HIV poster advert/FILE

WINDHOEK, Jul 30 – A Namibian court ruled Monday that three HIV-positive women were sterilised without their informed consent, but dismissed their claim that the tubal ligation was conducted because of their HIV status.

“The first claim by the three plaintiffs, (that) they were sterilised without their consent, succeeded,” Judge Elton Hoff said.

But the claim that “they were sterilised because they were HIV-positive, is dismissed.”

The three plaintiffs are part of a group of 16 women who are each suing the Namibian government for 1.2 million Namibian dollars (145,000 US dollars, 118,000 euros) for allegedly sterilising them without their consent because they are HIV-positive.

The sterilisation procedures were conducted between 2005 and 2009.

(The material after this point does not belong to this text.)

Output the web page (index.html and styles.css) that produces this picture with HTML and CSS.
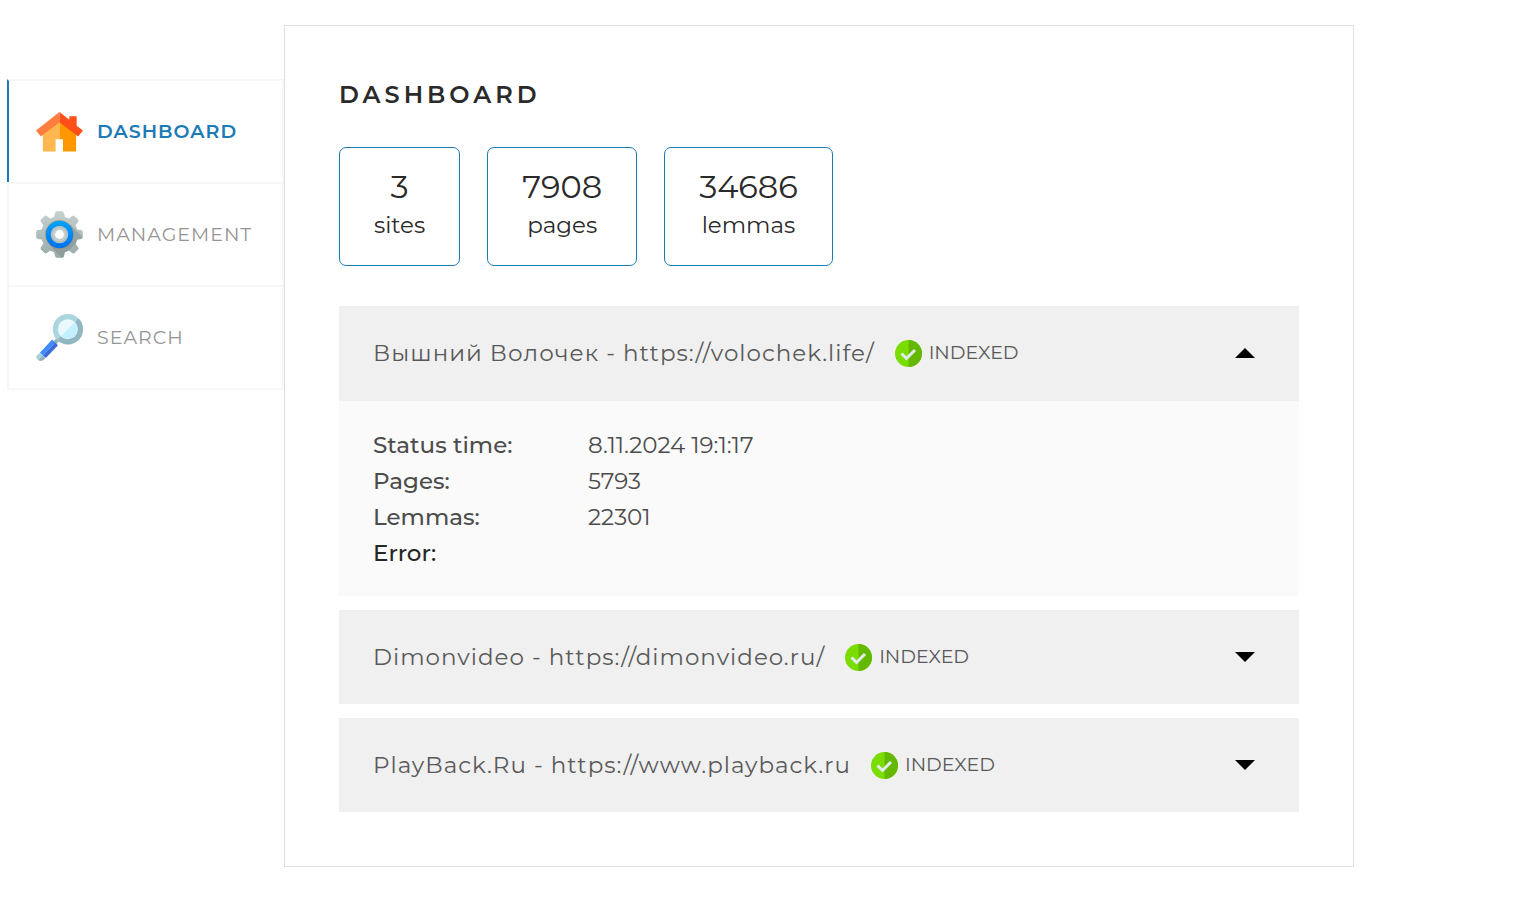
FILE: index.html
```html
<!DOCTYPE html>
<html lang="en">
<head>
<meta charset="utf-8">
<meta name="viewport" content="width=device-width, initial-scale=1">
<title>Dashboard</title>
<link rel="stylesheet" href="styles.css">
</head>
<body>
<div class="page">
  <nav class="tabs" aria-label="Sections">
    <a class="tab tab-active" href="#dashboard" aria-current="page">
      <svg class="tab-icon" viewBox="0 0 48 48" aria-hidden="true">
        <path fill="#ffb74f" d="M24 12 7 26v18.500h13V32h4z"/>
        <path fill="#ff9800" d="M24 12v20h3.500v12.500H41V26z"/>
        <path fill="#ff7d3f" d="M24 4 0 23l5 6 19-14.500z"/>
        <path fill="#ff4f19" d="M24 4v10.500L43 29l5-6-6.500-5V8.500H34V12z"/>
      </svg>
      <span class="tab-text">DASHBOARD</span>
    </a>
    <a class="tab" href="#management">
      <svg class="tab-icon" viewBox="0 0 48 48" aria-hidden="true">
        <defs>
          <linearGradient id="gear" x1="0" y1="0" x2="0" y2="1"><stop offset="0" stop-color="#c5d1d1"/><stop offset="1" stop-color="#9aa9a9"/></linearGradient>
          <linearGradient id="ring" x1="0" y1="0" x2="0" y2="1"><stop offset="0" stop-color="#00a2ff"/><stop offset="1" stop-color="#0070ea"/></linearGradient>
        </defs>
        <path fill="url(#gear)" d="M19.500 2q0-1.800 2-1.800h5q2 0 2 1.800l1 4 4 1.700 3.500-2.600q1.300-1 2.600.2l3.200 3.200q1.200 1.300.2 2.600L40.500 14.500l1.700 4.500 3.800.5q1.800 0 1.800 2v5q0 2-1.800 2l-3.800.5-1.700 4.500 2.500 3.400q1 1.300-.2 2.600l-3.200 3.200q-1.300 1.200-2.600.2L33.500 40.300l-4 1.700-1 4q0 1.800-2 1.800h-5q-2 0-2-1.800l-1-4-4-1.700-3.500 2.600q-1.300 1-2.600-.2l-3.200-3.200q-1.200-1.300-.2-2.600L7.500 33.500 5.800 29 2 28.500q-1.800 0-1.800-2v-5q0-2 1.800-2L5.800 19l1.700-4.500L5 11.100q-1-1.300.2-2.600l3.200-3.200q1.300-1.200 2.600-.2l3.500 2.600 4-1.700z"/>
        <path fill="#768787" opacity=".45" d="m35 14 11.500 11.500Q47.500 28.500 46 28.500l-3.800.5-1.700 4.500-7 6.800-4 1.700-1 4q0 1.800-2 1.800L13.500 34.500z"/>
        <circle cx="24" cy="24" r="14.800" fill="#b58c62" opacity=".6"/>
        <circle cx="24" cy="24" r="14" fill="url(#ring)"/>
        <circle cx="24" cy="24" r="9" fill="#b4c0c3"/>
        <circle cx="24" cy="24" r="7" fill="#c5cece"/>
        <circle cx="24" cy="24" r="4.500" fill="#fff"/>
      </svg>
      <span class="tab-text">MANAGEMENT</span>
    </a>
    <a class="tab" href="#search">
      <svg class="tab-icon" viewBox="0 0 48 48" aria-hidden="true">
        <path fill="#93b7c0" d="m20.500 25 3 3-4 4-3-3z"/>
        <path fill="#3f8cff" d="M4 39.500 16.500 26l3 3L7 42.500z"/>
        <path fill="#3c6bdb" d="m7 42.500 12.500-13.500 3 3-12.500 13z"/>
        <path fill="#a9d2dc" d="m4 39.500 3 3-5 4.500Q-1 44 1 42z"/>
        <path fill="#91b5be" d="m7 42.500 2.500 3Q6 49.500 2 47z"/>
        <circle cx="32.500" cy="15.500" r="15.400" fill="#abd5df"/>
        <path fill="#92b7c1" d="M43.500 4.700a15.400 15.400 0 0 1-21.900 21.900z"/>
        <circle cx="32.500" cy="15.500" r="10.200" fill="#e9f9fe"/>
        <path fill="#c2f0ff" d="M39.700 8.300a10.200 10.200 0 0 1-14.400 14.400z"/>
      </svg>
      <span class="tab-text">SEARCH</span>
    </a>
  </nav>

  <main class="panel" id="dashboard">
    <h1 class="title">DASHBOARD</h1>

    <div class="stats">
      <div class="stat"><strong class="stat-value">3</strong><span class="stat-label">sites</span></div>
      <div class="stat"><strong class="stat-value">7908</strong><span class="stat-label">pages</span></div>
      <div class="stat"><strong class="stat-value">34686</strong><span class="stat-label">lemmas</span></div>
    </div>

    <div class="sites">
      <section class="site">
        <button class="site-head site-head-open" type="button" aria-expanded="true" aria-controls="site-1">
          <span class="site-name">Вышний Волочек - https://volochek.life/</span>
          <svg class="status-icon" viewBox="0 0 27 27" aria-hidden="true"><circle cx="13.500" cy="13.500" r="13.500" fill="#7bdc00"/><path fill="#64b800" d="M13.500 0a13.500 13.500 0 0 1 0 27z"/><path fill="none" stroke="#e3ecef" stroke-width="3" d="m6.500 13.500 5 5L20 10"/></svg>
          <span class="status">INDEXED</span>
          <svg class="arrow" viewBox="0 0 20 10" aria-hidden="true"><path d="M0 10 10 0l10 10z"/></svg>
        </button>
        <dl class="details" id="site-1">
          <dt>Status time:</dt><dd>8.11.2024 19:1:17</dd>
          <dt>Pages:</dt><dd>5793</dd>
          <dt>Lemmas:</dt><dd>22301</dd>
          <dt class="error">Error:</dt><dd></dd>
        </dl>
      </section>
      <section class="site">
        <button class="site-head" type="button" aria-expanded="false">
          <span class="site-name">Dimonvideo - https://dimonvideo.ru/</span>
          <svg class="status-icon" viewBox="0 0 27 27" aria-hidden="true"><circle cx="13.500" cy="13.500" r="13.500" fill="#7bdc00"/><path fill="#64b800" d="M13.500 0a13.500 13.500 0 0 1 0 27z"/><path fill="none" stroke="#e3ecef" stroke-width="3" d="m6.500 13.500 5 5L20 10"/></svg>
          <span class="status">INDEXED</span>
          <svg class="arrow" viewBox="0 0 20 10" aria-hidden="true"><path d="M0 0h20L10 10z"/></svg>
        </button>
      </section>
      <section class="site">
        <button class="site-head" type="button" aria-expanded="false">
          <span class="site-name">PlayBack.Ru - https://www.playback.ru</span>
          <svg class="status-icon" viewBox="0 0 27 27" aria-hidden="true"><circle cx="13.500" cy="13.500" r="13.500" fill="#7bdc00"/><path fill="#64b800" d="M13.500 0a13.500 13.500 0 0 1 0 27z"/><path fill="none" stroke="#e3ecef" stroke-width="3" d="m6.500 13.500 5 5L20 10"/></svg>
          <span class="status">INDEXED</span>
          <svg class="arrow" viewBox="0 0 20 10" aria-hidden="true"><path d="M0 0h20L10 10z"/></svg>
        </button>
      </section>
    </div>
  </main>
</div>
</body>
</html>
```
FILE: styles.css
```css
* { box-sizing: border-box; }

body {
  margin: 0;
  background: #fff;
  color: #2a2a2a;
  font-family: Montserrat, Inter, "Open Sans", sans-serif;
  font-size: 23px;
  line-height: 36px;
}

.page {
  display: flex;
  align-items: flex-start;
  padding: 25px 185px 54px 7px;
}

.tabs {
  flex: none;
  width: 277px;
  margin-top: 54px;
  border: 2px solid #f7f7f7;
  border-width: 0 2px 2px 0;
}

.tab {
  display: flex;
  align-items: center;
  gap: 14px;
  min-height: 103px;
  padding-left: 27px;
  border-top: 2px solid #f7f7f7;
  border-left: 2px solid #f7f7f7;
  color: #959595;
  font-size: 19px;
  font-weight: 400;
  letter-spacing: 1px;
  text-decoration: none;
}

.tab-active {
  border-left-color: #1b7bb7;
  color: #1b7bb7;
  font-weight: 600;
}

.tab-icon {
  flex: none;
  width: 47px;
  height: 47px;
}

.panel {
  flex: 1;
  min-width: 0;
  padding: 54px;
  border: 1px solid #dfdfdf;
}

.title {
  margin: 0 0 38px;
  font-size: 24px;
  font-weight: 600;
  line-height: 29px;
  letter-spacing: 4px;
}

.stats {
  display: flex;
  gap: 27px;
  margin-bottom: 40px;
}

.stat {
  padding: 19px 34px 21px;
  border: 1px solid #1b7bb7;
  border-radius: 7px;
  text-align: center;
}

.stat-value,
.stat-label { display: block; }

.stat-value {
  font-size: 32px;
  font-weight: 400;
  line-height: 39px;
}

.stat-label { line-height: 38px; }

.sites {
  display: grid;
  gap: 14px;
}

.site-head {
  display: flex;
  align-items: center;
  width: 100%;
  padding: 29px 44px 29px 34px;
  border: 0;
  background: #f0f0f0;
  color: #595959;
  font: inherit;
  text-align: left;
  cursor: pointer;
}

.site-head-open { border-bottom: 1px solid #f0f0f0; }

.site-name { letter-spacing: 1px; }

.status-icon {
  flex: none;
  width: 27px;
  height: 27px;
  margin: 0 7px 0 20px;
}

.status { font-size: 19px; }

.arrow {
  flex: none;
  width: 20px;
  height: 10px;
  margin-left: auto;
}

.details {
  display: grid;
  grid-template-columns: 215px 1fr;
  margin: 0;
  padding: 26px 34px 25px;
  background: #fafafa;
  color: #4c4c4c;
}

.details dt { font-weight: 500; }

.details dd { margin: 0; }

.details .error { color: #262626; }
```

In the first such court case in Africa, one of the women recounted during the hearing how while in labour, she was approached by a nurse who handed her a document to sign, saying the form would authorise a Caesarean section.

The woman, whose name has not been divulged at the court’s order, said she only found out later that she had been sterilised when she overheard two nurses discussing her case in the hospital ward.

She claimed the nurses had explained she had been sterilised because she carried the HIV virus, which infects about 13 percent of Namibians aged 15 to 49.